Recientemente, un boceto original de esta vidriera apareció en un mercadillo de Barcelona, recordando que el arte institucional también tiene sus azares y olvidos.
Una sede multifuncional al servicio del territorio
Más allá de su magnificencia, el Palacio respondía a funciones muy concretas. En 1900, su sótano albergaba la Imprenta Provincial y su planta baja servía a la recluta de quintos para el servicio militar. La entrada principal estaba protegida por un porche para carruajes tirados por caballos.
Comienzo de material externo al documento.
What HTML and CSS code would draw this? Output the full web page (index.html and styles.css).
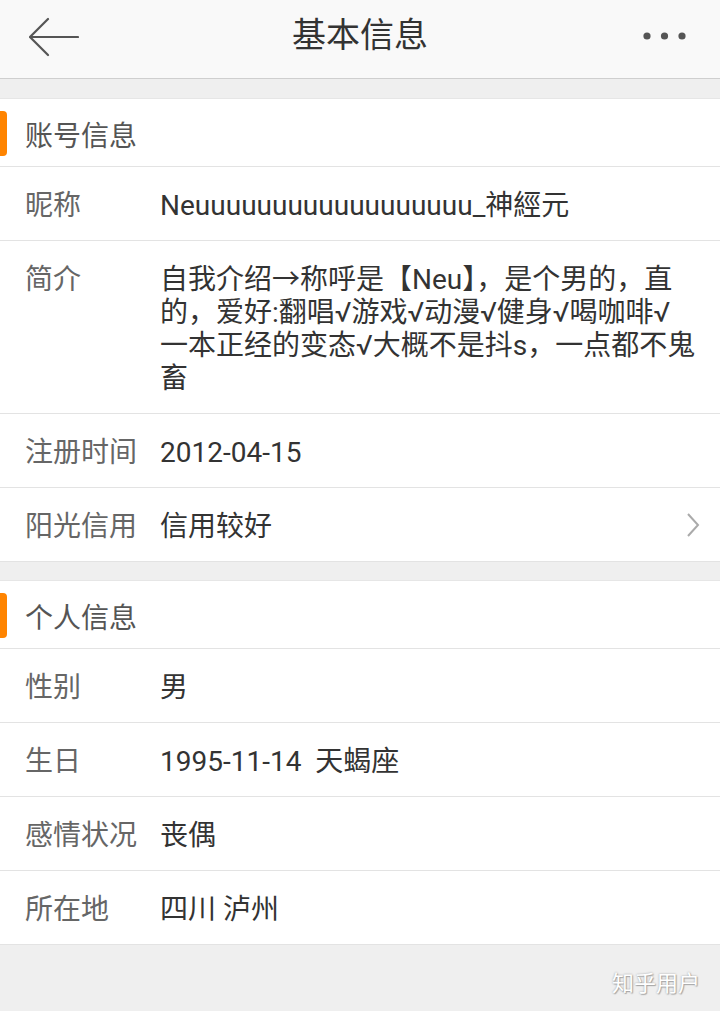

Todavía faltaban dos años para que se matricularan los primeros coches a motor de Bilbao.
La planta noble, con sus salones de gala y despachos de presidencia, incluía también la sala de sesiones y el despacho de la Comisión Permanente, que acogió, décadas después, al primer Gobierno de Euzkadi presidido por José Antonio Aguirre.
En la segunda planta, las amplias oficinas del Ferrocarril de Triano se situaban en la esquina de Astarloa, mientras que el Archivo Foral, siempre escaso de espacio, ocupaba toda la parte trasera. Incluso había una entreplanta casi secreta, con las habitaciones familiares del secretario -el único funcionario con plaza fija- y los dormitorios de los miñones, el cuerpo de Policía foral.
Una inauguración entre vivas fueristas y protestas municipales
El 31 de julio de 1900, la inauguración oficial congregó a delegaciones de las diputaciones de Gipuzkoa, Araba y Navarra. Aunque los frescos artísticos aún no estaban pintados y los obreros acababan de superar varias huelgas, el banquete en el Salón de Recepciones fue un festín político. Se brindó por Euskaria, se gritó Vivan los Fueros y Gora Laurak Bat y se evitó invitar a los alcaldes vizcaínos, lo que generó amargas protestas. Tampoco hubo representación obrera, y el semanario La Lucha de Clases, en el que escribía Unamuno, denunció la marginación de quienes realmente construyeron el edificio.
Incluso se prohibió cantar al orfeón nacionalista Laurak Bat, lo que no impidió que la jornada terminara con música, champán y la promesa de continuar la celebración en Gernika al día siguiente, bajo el Árbol que simbolizaba los viejos Fueros, cantando todos juntos el himno de Iparraguirre.